Hint: I would do it by first extending both lines $L_1$ and $L_2$ to respective planes $\pi_1$ and $\pi_2$ parallel to each other. There can only be one such set of planes.

Then, proceed the normal way to find the normal vector $\mathbf{n}$ to a plane, say $\pi_1$. Now, define a new plane $\pi_3$ containing $L_1$ and $n$. Then $\pi_3$ intersects $L_2$ at only one point. That's one of the points you're looking for. After that just backtrack using $\mathbf{n}$ to find the point needed on $L_1$.

Here is a GDScript implementation similar to @16807's response.
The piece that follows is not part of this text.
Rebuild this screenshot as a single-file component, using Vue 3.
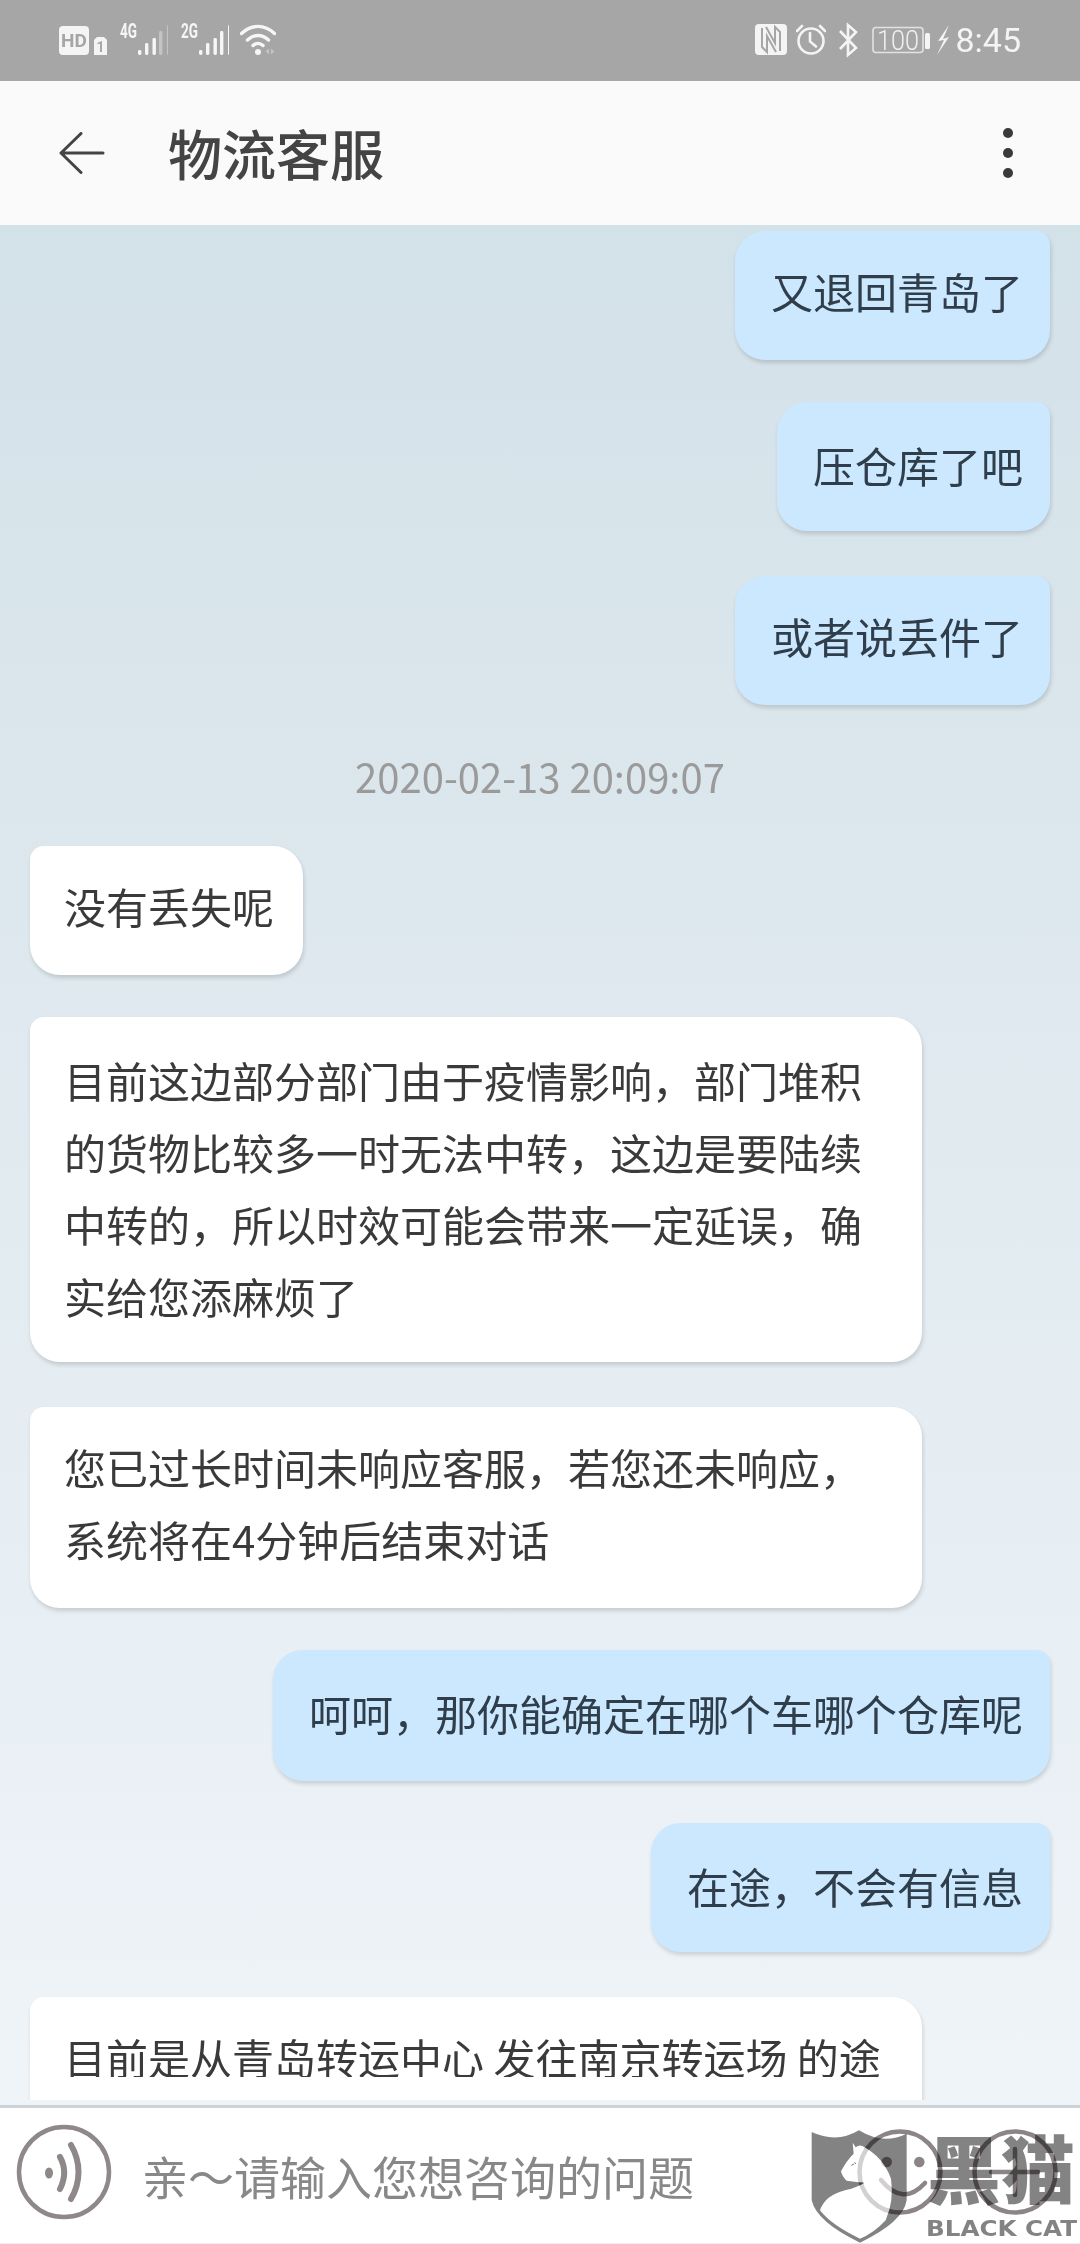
<script setup>
const signals = [
  { label: '4G', dim: 2 },
  { label: '2G', dim: 0 }
]

const bars = [
  { x: 1, top: 50 },
  { x: 8, top: 43 },
  { x: 15.5, top: 38 },
  { x: 22, top: 31 },
  { x: 30, top: 25 }
]

// far / low / tall 是截图里间距不均匀的几条
const messages = [
  { type: 'me', text: '又退回青岛了' },
  { type: 'me low', text: '压仓库了吧' },
  { type: 'me far', text: '或者说丢件了' },
  { type: 'time', text: '2020-02-13 20:09:07' },
  { type: 'them', text: '没有丢失呢' },
  { type: 'them low', text: '目前这边部分部门由于疫情影响，部门堆积的货物比较多一时无法中转，这边是要陆续中转的，所以时效可能会带来一定延误，确实给您添麻烦了' },
  { type: 'them far', text: '您已过长时间未响应客服，若您还未响应，系统将在4分钟后结束对话' },
  { type: 'me low tall', text: '呵呵，那你能确定在哪个车哪个仓库呢' },
  { type: 'me low', text: '在途，不会有信息' },
  { type: 'them far wide', text: '目前是从青岛转运中心 发往南京转运场 的途' }
]

const shield = 'M20 30Q95 65 162 25Q235 70 305 35V235Q295 300 165 362Q35 300 20 235Z'
const cat = 'M143 62L152 76Q162 68 172 72Q235 105 258 170Q268 235 242 295Q205 335 165 350Q80 310 45 265Q60 220 120 205Q160 195 178 182Q155 180 125 176Q112 165 108 148Q125 115 146 95Z'
</script>

<template>
  <div class="page">
    <div class="status">
      <div class="status-group left">
        <svg width="30" height="81" viewBox="0 0 30 81">
          <rect y="26" width="30" height="29" rx="4" fill="#f4f4f4" />
          <text x="15" y="47" text-anchor="middle" class="hd">HD</text>
        </svg>
        <svg class="gap-5" width="13" height="81" viewBox="0 0 13 81">
          <path d="M3 37h7l3 3v15H0V40z" fill="#f4f4f4" />
          <text x="6.5" y="52" text-anchor="middle" class="sim">1</text>
        </svg>
        <svg v-for="s in signals" :key="s.label" class="signal" width="48" height="81" viewBox="0 0 48 81">
          <text x="0" y="38" class="net" textLength="17" lengthAdjust="spacingAndGlyphs">{{ s.label }}</text>
          <rect
            v-for="(b, i) in bars"
            :key="i"
            :x="b.x + 17"
            :y="b.top"
            width="3.4"
            :height="55 - b.top"
            rx="1.4"
            :fill="i >= bars.length - s.dim ? '#c4c4c4' : '#f6f6f6'"
          />
        </svg>
        <svg class="wifi" width="36" height="81" viewBox="0 0 36 81" fill="none" stroke="#f6f6f6" stroke-linecap="round">
          <path d="M1.500 33.500c10-9.500 23-9.500 33 0" stroke-width="3.400" />
          <path d="M7.500 40c6.500-6 14.500-6 21 0" stroke-width="3.400" />
          <path d="M13 45.500c3-2.800 7-2.800 10 0" stroke-width="3.400" />
          <circle cx="18" cy="52" r="3" fill="#f6f6f6" stroke="none" />
          <path d="M29 48.500v6l-3.500-3zM31 48.500v6l3.500-3z" fill="#c4c4c4" stroke="none" />
        </svg>
      </div>
      <div class="status-group right">
        <svg width="32" height="81" viewBox="0 0 32 81">
          <rect y="24" width="32" height="31" rx="4" fill="#f4f4f4" />
          <path d="M7 28v19l5 5V36l9 16M25 51V32l-5-5v16L11 27" fill="none" stroke="#a6a6a6" stroke-width="2" />
        </svg>
        <svg class="gap-9" width="30" height="81" viewBox="0 0 30 81" fill="none" stroke="#f4f4f4" stroke-linecap="round">
          <circle cx="15" cy="41" r="12.500" stroke-width="2.600" />
          <path d="M14 33v8.500l6 5" stroke-width="2.600" />
          <path d="M1 31l5-5M29 31l-5-5" stroke-width="2.600" />
        </svg>
        <svg class="gap-12" width="20" height="81" viewBox="0 0 20 81" fill="none" stroke="#f4f4f4" stroke-width="2.600">
          <path d="M2 31l16 17-8 7V25l8 7-16 17" />
        </svg>
        <svg class="gap-14" width="58" height="81" viewBox="0 0 58 81">
          <rect x="1" y="27.500" width="50" height="25" rx="3" fill="none" stroke="#e2e2e2" stroke-width="1.600" />
          <text x="5" y="50" class="batt" textLength="42" lengthAdjust="spacingAndGlyphs">100</text>
          <rect x="53" y="33" width="5" height="16" rx="1.500" fill="#f4f4f4" />
        </svg>
        <svg class="gap-6" width="14" height="81" viewBox="0 0 14 81">
          <path d="M13 25L2 41l6-1-7 15 12-18-6 2z" fill="#f4f4f4" />
        </svg>
        <span class="clock">8:45</span>
      </div>
    </div>

    <div class="header">
      <svg class="back" width="46" height="42" viewBox="0 0 46 42" fill="none" stroke="#444" stroke-width="3" stroke-linecap="round" stroke-linejoin="round">
        <path d="M44 21H2M22 1.500L2 21l20 19.500" />
      </svg>
      <div class="title">物流客服</div>
      <div class="more">
        <i></i><i></i><i></i>
      </div>
    </div>

    <div class="chat">
      <div class="list">
        <template v-for="(m, i) in messages" :key="i">
          <div v-if="m.type === 'time'" class="time">{{ m.text }}</div>
          <div v-else class="bubble" :class="m.type">
            <div class="bubble-text">{{ m.text }}</div>
          </div>
        </template>
      </div>
    </div>

    <div class="input-bar">
      <svg class="mic" width="96" height="96" viewBox="0 0 96 96" fill="none" stroke="#8f8888" stroke-linecap="round">
        <circle cx="48" cy="48" r="45" stroke-width="4.500" />
        <ellipse cx="33" cy="49" rx="4" ry="5.500" fill="#8f8888" stroke="none" />
        <path d="M44 33c5.500 10 5.500 21 0 32" stroke-width="6" />
        <path d="M55 21c10 17 10 37 0 54" stroke-width="6" />
      </svg>
      <div class="placeholder">亲～请输入您想咨询的问题</div>
      <svg class="action smile" width="86" height="86" viewBox="0 0 86 86" fill="none" stroke="#8d8585" stroke-width="4.500" stroke-linecap="round">
        <circle cx="43" cy="43" r="40.500" />
        <circle cx="29.700" cy="33" r="5.300" fill="#8d8585" stroke="none" />
        <circle cx="62.300" cy="33" r="5.300" fill="#8d8585" stroke="none" />
        <path d="M24 51Q46 78 68 54" />
      </svg>
      <svg class="action plus" width="86" height="86" viewBox="0 0 86 86" fill="none" stroke="#8d8585" stroke-width="4.500" stroke-linecap="round">
        <circle cx="43" cy="43" r="40.500" />
        <path d="M43 20v46M19 43h47" />
      </svg>

      <!-- 水印：一层白色猫身盖住图标，一层正片叠底的灰色盾牌和文字 -->
      <svg class="watermark" width="269" height="115" viewBox="0 0 269 115">
        <g transform="translate(-6 -7) scale(0.3333)">
          <path :d="cat" fill="#fff" opacity="0.62" />
        </g>
      </svg>
      <svg class="watermark multiply" width="269" height="115" viewBox="0 0 269 115">
        <g transform="translate(-6 -7) scale(0.3333)">
          <path :d="shield + cat" fill="#838383" fill-rule="evenodd" />
          <path d="M139 130l8-4M148 122l5 3" stroke="#777" stroke-width="3" fill="none" />
        </g>
        <text x="116" y="69" class="wm-cn">黑猫</text>
        <text x="115" y="107" class="wm-en" textLength="151" lengthAdjust="spacingAndGlyphs">BLACK CAT</text>
      </svg>
    </div>
  </div>
</template>

<style scoped>
.page {
  width: 1080px;
  height: 2244px;
  display: flex;
  flex-direction: column;
  overflow: hidden;
  font-family: "Noto Sans CJK SC", "Noto Sans", sans-serif;
}

.status {
  height: 81px;
  flex-shrink: 0;
  background: #a6a6a6;
  display: flex;
  justify-content: space-between;
  padding: 0 59px;
}

.status-group {
  display: flex;
  align-items: center;
}

.hd {
  font: 700 19px "Roboto", sans-serif;
  fill: #a6a6a6;
}

.sim {
  font: 700 14px "Roboto", sans-serif;
  fill: #a6a6a6;
}

.net {
  font: 700 20px "Roboto", sans-serif;
  fill: #f6f6f6;
}

.batt {
  font: 300 28px "Roboto", sans-serif;
  fill: #f0f0f0;
}

.gap-5 { margin-left: 5px; }
.gap-6 { margin-left: 6px; }
.gap-9 { margin-left: 9px; }
.gap-12 { margin-left: 12px; }
.gap-14 { margin-left: 14px; }
.signal { margin-left: 13px; }
.wifi { margin-left: 11px; }

.clock {
  margin-left: 5px;
  font: 400 34px "Roboto", sans-serif;
  color: #f4f4f4;
  line-height: 81px;
}

.header {
  height: 144px;
  flex-shrink: 0;
  background: #fafafa;
  display: flex;
  align-items: center;
  padding-left: 59px;
  box-sizing: border-box;
}

.title {
  margin-left: 63px;
  font-size: 54px;
  font-weight: 500;
  color: #444;
  line-height: 1;
}

.more {
  margin-left: auto;
  margin-right: 67px;
  display: flex;
  flex-direction: column;
  gap: 10px;
}

.more i {
  display: block;
  width: 10px;
  height: 10px;
  border-radius: 50%;
  background: #3a3a3a;
}

.chat {
  flex: 1;
  min-height: 0;
  padding: 6px 0 5px;
  box-sizing: border-box;
  background: linear-gradient(180deg, #d3e1e8 0%, #eff4f8 100%);
  display: flex;
}

.list {
  flex: 1;
  min-height: 0;
  overflow: hidden;
  padding: 0 30px;
  display: flex;
  flex-direction: column;
  gap: 42px;
}

.bubble {
  max-width: 892px;
  box-sizing: border-box;
  font-size: 42px;
  line-height: 72px;
  flex-shrink: 0;
  box-shadow: 1px 3px 4px rgba(0, 0, 0, 0.14);
}

.me {
  align-self: flex-end;
  padding: 24px 27px 33px 36px;
  background: #cbe8fe;
  color: #2f3e4a;
  border-radius: 30px 14px 30px 30px;
}

.them {
  align-self: flex-start;
  padding: 24px 29px 33px 34px;
  background: #fff;
  color: #3a3a3a;
  border-radius: 14px 30px 30px 30px;
}

.far {
  margin-top: 3px;
}

.low {
  padding-top: 27px;
  padding-bottom: 30px;
}

.tall {
  padding-bottom: 32px;
}

.wide {
  width: 892px;
  height: 200px;
}

/* 最后一条只露出被截断的第一行 */
.wide .bubble-text {
  height: 56px;
  overflow: hidden;
}

.time {
  height: 57px;
  flex-shrink: 0;
  text-align: center;
  font-size: 40px;
  line-height: 58px;
  color: #9a9a9a;
}

.input-bar {
  position: relative;
  height: 139px;
  flex-shrink: 0;
  box-sizing: border-box;
  background: #fff;
  border-top: 3px solid #ccd2d6;
  border-bottom: 1px solid #eee;
  display: flex;
  align-items: center;
  padding: 0 0 7px 16px;
}

.placeholder {
  margin-left: 30px;
  margin-top: 6px;
  font-size: 46px;
  line-height: 1;
  color: #888;
}

.action {
  flex-shrink: 0;
}

.smile {
  margin-left: auto;
}

.plus {
  margin-left: 29px;
  margin-right: 22px;
}

.watermark {
  position: absolute;
  left: 811px;
  top: 21px;
}

.multiply {
  mix-blend-mode: multiply;
}

.wm-cn {
  font-size: 74px;
  font-weight: 900;
  fill: #838383;
}

.wm-en {
  font-family: "DejaVu Sans", sans-serif;
  font-size: 21px;
  font-weight: 700;
  fill: #838383;
}
</style>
func line_intersection(line_position, line_normal, ray_position, ray_normal):
var pos_diff = line_position - ray_position
var cross_normal = line_normal.cross(ray_normal).normalized()
var rejection = pos_diff - pos_diff.project(ray_normal) - pos_diff.project(cross_normal)
var distance_to_line_pos = rejection.length() / line_normal.dot(rejection.normalized())
var closest_approach = line_position - line_normal * distance_to_line_pos
return closest_approach

Some notes:

• All arguments are Vector3, and the function returns Vector3.
• The lines are defined by position vectors and normal vectors.
• The resulting closest_approach point will be on the line defined by the line_ parameters.
• In my case, I am working with a ray from the mouse into the screen, so I used the term ray_ as the naming convention for the secondary line for readability. However, this is treated the same as an infinite line in the math.
• The name of the variable distance_to_line_pos is slightly misleading, it's actually the signed distance.
• If you are looking to implement this in another language, you may not have .project() available. a.project(b) is equivalent to b * (a.dot(b) * b.length_squared()), however for the uses here, b is normalized so b.length_squared() is always 1, so you can simplify this to b * a.dot(b).